**WHAT THE EXERCISE ASKS:** In the entries, find all lines that hold the word "screenshot" and copy them.

**INFORMATION PROVIDED:**
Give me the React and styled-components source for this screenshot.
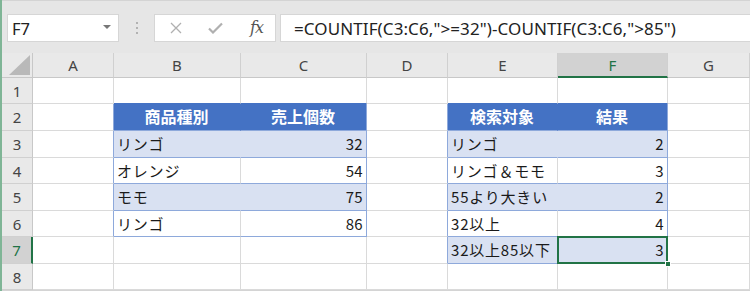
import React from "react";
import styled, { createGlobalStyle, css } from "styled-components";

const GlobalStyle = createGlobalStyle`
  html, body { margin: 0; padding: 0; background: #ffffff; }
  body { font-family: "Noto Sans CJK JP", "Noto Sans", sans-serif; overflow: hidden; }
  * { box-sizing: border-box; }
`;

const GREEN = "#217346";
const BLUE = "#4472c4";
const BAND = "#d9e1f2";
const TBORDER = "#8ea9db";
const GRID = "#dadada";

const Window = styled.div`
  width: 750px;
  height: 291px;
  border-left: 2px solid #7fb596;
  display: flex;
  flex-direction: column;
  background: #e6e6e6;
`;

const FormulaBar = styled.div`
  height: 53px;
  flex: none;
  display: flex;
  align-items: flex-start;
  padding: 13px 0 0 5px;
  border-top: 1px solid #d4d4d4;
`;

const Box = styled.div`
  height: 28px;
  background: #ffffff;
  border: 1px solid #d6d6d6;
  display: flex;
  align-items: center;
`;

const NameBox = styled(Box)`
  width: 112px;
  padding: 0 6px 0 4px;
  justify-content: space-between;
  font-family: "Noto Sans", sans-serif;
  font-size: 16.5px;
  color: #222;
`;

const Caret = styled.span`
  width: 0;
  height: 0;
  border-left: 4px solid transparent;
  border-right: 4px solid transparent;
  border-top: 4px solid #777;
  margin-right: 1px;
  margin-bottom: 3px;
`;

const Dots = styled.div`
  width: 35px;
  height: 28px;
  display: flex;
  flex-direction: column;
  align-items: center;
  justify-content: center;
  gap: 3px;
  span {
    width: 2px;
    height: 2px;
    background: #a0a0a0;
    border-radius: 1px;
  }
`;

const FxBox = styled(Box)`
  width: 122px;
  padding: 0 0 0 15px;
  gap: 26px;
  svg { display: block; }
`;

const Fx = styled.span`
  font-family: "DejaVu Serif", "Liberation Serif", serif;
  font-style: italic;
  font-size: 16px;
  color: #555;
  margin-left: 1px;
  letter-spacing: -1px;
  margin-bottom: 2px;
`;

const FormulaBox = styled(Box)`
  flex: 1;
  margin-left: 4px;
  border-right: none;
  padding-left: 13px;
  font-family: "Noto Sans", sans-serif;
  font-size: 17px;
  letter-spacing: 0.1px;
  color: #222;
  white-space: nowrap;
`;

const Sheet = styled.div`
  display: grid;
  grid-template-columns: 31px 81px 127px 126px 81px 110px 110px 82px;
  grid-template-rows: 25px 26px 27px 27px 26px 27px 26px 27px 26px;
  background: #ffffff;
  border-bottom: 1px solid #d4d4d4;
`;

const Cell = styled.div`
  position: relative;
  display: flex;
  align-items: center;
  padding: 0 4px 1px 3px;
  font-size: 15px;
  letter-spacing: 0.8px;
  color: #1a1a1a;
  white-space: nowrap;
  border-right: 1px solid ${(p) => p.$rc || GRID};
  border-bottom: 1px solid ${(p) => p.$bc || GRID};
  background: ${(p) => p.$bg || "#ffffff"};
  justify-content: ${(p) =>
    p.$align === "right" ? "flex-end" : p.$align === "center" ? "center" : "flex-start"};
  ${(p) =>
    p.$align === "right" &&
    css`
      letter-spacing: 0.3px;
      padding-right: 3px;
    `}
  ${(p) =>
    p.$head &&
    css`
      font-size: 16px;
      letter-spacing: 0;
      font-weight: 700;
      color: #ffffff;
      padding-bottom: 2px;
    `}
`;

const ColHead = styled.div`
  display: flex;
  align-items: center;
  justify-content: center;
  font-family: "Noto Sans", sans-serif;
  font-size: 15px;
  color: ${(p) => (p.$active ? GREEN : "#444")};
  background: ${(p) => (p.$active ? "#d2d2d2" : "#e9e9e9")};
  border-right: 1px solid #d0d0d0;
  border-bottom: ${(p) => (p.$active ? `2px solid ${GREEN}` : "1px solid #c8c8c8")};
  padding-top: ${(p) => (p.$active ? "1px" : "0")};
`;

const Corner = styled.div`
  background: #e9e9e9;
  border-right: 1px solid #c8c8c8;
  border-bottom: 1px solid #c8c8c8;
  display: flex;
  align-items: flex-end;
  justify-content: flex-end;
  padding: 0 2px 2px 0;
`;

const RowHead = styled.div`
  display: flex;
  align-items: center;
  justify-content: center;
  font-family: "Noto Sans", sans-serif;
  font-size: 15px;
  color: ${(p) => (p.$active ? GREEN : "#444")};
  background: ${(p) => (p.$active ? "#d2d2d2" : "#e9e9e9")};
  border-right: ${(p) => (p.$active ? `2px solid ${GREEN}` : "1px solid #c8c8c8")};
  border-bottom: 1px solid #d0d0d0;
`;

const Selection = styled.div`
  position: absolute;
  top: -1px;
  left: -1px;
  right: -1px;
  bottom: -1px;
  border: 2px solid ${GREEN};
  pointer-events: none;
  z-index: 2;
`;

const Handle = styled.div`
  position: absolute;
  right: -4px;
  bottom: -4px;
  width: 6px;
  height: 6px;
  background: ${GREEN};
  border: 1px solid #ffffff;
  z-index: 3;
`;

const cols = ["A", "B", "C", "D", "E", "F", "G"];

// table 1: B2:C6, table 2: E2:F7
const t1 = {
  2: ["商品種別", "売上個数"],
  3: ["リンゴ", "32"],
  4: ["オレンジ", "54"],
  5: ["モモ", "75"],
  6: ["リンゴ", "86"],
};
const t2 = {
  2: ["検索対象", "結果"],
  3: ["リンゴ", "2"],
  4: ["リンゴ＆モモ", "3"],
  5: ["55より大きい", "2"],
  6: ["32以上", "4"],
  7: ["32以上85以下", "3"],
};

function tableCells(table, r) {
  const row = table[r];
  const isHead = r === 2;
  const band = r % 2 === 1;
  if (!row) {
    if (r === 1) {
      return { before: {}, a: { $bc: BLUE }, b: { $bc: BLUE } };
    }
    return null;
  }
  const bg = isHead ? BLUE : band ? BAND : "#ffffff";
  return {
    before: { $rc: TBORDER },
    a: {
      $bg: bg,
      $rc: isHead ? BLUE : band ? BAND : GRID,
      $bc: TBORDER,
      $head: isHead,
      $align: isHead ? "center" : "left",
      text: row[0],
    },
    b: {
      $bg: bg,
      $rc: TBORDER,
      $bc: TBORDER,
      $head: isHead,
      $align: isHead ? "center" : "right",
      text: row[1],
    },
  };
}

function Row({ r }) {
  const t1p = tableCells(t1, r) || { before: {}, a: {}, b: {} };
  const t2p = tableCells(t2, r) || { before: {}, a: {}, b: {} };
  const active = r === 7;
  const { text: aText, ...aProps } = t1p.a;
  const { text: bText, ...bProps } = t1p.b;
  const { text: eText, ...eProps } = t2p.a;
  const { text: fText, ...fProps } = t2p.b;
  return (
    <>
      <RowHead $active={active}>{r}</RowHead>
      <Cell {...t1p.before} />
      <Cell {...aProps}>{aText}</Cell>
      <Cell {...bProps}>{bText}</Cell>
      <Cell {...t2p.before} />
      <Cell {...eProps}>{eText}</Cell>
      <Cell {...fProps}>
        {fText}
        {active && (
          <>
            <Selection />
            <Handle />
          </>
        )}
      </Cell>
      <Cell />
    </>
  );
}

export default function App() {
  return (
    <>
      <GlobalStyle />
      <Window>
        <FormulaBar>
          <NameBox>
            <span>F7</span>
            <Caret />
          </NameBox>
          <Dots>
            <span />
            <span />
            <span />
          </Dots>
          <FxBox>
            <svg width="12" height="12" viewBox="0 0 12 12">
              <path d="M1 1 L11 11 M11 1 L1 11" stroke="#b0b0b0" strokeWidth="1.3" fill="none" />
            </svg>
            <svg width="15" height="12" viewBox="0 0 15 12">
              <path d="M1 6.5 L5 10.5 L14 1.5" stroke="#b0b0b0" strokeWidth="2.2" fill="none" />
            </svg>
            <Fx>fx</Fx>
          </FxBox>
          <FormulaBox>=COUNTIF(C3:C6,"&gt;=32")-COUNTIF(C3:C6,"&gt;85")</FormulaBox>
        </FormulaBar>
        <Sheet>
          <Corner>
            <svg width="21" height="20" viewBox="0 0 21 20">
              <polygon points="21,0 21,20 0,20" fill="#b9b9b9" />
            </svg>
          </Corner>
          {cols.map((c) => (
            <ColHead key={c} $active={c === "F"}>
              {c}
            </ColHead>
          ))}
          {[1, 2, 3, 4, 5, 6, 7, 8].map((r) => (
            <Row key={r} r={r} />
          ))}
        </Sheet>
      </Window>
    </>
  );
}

==

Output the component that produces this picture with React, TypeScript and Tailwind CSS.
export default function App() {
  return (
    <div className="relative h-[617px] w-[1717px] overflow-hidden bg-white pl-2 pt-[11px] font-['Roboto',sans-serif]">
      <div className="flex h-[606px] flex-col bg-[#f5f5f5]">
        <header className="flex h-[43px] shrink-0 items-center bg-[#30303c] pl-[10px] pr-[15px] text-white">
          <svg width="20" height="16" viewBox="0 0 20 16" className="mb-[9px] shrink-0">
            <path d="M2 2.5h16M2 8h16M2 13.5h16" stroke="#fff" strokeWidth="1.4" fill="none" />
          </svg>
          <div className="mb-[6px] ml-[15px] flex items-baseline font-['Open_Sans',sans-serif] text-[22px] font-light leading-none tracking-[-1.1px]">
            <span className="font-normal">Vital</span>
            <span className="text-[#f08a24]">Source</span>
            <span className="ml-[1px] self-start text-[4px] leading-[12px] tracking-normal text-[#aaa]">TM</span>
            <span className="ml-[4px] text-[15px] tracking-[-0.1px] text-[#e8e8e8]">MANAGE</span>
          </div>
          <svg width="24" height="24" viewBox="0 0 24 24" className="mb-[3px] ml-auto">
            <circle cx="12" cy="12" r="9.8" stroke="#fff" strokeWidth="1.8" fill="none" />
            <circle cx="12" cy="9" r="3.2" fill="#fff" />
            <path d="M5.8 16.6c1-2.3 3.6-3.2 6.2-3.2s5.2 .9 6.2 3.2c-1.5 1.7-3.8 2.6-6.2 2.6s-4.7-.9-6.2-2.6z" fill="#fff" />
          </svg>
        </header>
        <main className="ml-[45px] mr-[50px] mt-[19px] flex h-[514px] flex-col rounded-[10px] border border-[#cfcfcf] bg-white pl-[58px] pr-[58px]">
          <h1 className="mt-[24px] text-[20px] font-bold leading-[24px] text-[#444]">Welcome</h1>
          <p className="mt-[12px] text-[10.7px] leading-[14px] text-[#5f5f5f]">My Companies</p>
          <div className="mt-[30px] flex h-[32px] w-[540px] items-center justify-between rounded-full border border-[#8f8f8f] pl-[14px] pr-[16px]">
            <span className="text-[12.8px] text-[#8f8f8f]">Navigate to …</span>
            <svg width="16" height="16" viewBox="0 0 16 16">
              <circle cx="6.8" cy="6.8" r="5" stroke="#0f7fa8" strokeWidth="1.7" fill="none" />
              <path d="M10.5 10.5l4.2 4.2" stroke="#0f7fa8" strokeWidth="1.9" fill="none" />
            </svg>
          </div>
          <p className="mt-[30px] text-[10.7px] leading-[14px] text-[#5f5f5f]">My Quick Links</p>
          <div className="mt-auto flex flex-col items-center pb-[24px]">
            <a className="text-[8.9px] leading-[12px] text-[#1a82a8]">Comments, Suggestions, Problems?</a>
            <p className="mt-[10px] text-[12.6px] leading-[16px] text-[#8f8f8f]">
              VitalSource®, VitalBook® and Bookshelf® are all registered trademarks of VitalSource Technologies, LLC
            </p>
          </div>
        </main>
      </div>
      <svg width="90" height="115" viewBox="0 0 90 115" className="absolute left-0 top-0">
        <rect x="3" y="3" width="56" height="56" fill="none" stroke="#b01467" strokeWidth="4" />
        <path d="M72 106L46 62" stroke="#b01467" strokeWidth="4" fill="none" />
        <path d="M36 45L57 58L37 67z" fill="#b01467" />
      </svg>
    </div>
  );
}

* * *

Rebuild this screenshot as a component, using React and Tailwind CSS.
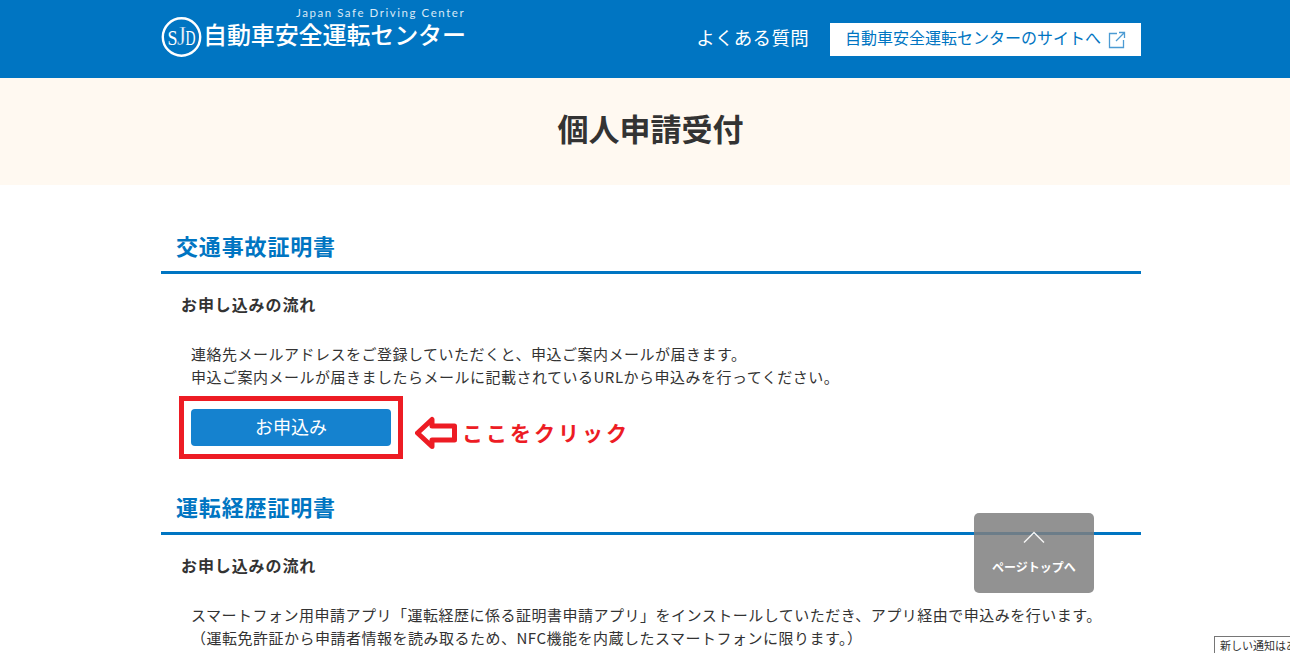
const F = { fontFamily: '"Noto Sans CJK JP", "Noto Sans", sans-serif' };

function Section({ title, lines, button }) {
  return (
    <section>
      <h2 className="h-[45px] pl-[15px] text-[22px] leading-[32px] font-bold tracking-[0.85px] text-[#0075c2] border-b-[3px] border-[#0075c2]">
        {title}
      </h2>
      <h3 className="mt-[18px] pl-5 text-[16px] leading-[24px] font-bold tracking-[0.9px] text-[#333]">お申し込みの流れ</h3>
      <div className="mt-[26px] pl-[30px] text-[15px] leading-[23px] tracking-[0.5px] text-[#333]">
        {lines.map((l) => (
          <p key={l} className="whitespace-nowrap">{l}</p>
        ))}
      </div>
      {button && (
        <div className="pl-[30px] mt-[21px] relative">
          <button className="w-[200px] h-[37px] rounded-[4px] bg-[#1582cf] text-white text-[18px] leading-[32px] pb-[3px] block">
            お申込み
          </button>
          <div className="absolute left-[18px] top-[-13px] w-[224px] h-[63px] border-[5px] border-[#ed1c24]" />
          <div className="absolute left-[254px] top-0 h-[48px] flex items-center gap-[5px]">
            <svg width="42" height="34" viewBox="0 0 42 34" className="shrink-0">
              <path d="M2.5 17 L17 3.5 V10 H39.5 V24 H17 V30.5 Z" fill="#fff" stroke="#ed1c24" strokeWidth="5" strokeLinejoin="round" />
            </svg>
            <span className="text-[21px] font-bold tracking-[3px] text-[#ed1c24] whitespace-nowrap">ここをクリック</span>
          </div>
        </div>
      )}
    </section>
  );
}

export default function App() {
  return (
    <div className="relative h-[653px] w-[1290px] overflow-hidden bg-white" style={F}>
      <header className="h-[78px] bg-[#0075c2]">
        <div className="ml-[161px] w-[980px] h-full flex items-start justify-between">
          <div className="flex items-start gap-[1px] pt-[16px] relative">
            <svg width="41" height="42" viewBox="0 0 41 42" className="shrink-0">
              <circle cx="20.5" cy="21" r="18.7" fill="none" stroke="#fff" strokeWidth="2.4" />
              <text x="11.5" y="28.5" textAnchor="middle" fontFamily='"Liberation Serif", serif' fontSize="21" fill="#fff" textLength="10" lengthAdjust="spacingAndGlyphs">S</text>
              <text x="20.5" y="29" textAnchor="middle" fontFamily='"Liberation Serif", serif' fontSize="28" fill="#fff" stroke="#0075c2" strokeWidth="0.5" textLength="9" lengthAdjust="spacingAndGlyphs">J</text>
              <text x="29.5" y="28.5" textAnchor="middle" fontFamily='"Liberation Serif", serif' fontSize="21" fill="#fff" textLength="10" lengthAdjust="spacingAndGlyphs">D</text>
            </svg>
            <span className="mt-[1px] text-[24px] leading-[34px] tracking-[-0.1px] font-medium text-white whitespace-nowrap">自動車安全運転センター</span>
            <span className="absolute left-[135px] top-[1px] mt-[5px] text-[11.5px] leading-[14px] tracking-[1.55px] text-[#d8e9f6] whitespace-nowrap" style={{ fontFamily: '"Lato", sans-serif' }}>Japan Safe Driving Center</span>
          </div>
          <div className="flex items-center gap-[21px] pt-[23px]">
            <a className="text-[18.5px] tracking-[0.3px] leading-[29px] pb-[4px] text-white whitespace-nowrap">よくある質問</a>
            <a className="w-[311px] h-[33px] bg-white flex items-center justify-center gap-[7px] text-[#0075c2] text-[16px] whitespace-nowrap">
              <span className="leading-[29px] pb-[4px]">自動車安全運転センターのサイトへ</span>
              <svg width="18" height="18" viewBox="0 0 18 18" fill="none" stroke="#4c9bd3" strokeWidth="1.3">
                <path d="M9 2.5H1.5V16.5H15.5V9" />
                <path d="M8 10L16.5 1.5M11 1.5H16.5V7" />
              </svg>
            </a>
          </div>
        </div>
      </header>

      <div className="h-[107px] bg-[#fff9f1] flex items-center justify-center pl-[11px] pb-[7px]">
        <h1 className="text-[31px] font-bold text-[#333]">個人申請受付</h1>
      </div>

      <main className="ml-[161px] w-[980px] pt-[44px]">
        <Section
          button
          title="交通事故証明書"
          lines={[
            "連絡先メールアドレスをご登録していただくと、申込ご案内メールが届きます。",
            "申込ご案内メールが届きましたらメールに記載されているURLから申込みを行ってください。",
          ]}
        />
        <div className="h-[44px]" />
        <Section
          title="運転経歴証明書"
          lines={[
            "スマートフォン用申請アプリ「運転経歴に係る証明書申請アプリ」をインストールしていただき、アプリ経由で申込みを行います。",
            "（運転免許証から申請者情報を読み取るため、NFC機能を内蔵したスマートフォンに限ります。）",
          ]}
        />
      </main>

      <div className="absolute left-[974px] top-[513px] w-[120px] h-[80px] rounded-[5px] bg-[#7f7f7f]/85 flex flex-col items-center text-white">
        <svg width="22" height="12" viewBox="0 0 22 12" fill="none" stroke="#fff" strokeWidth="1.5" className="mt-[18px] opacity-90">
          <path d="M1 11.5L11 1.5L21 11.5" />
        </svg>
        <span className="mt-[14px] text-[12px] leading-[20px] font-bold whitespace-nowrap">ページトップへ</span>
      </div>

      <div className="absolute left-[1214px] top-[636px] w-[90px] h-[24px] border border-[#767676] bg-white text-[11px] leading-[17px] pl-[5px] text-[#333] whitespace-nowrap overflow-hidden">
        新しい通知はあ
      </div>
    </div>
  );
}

**REPLY TO THE TASK:**
Give me the React and styled-components source for this screenshot.
Rebuild this screenshot as a component, using React and Tailwind CSS.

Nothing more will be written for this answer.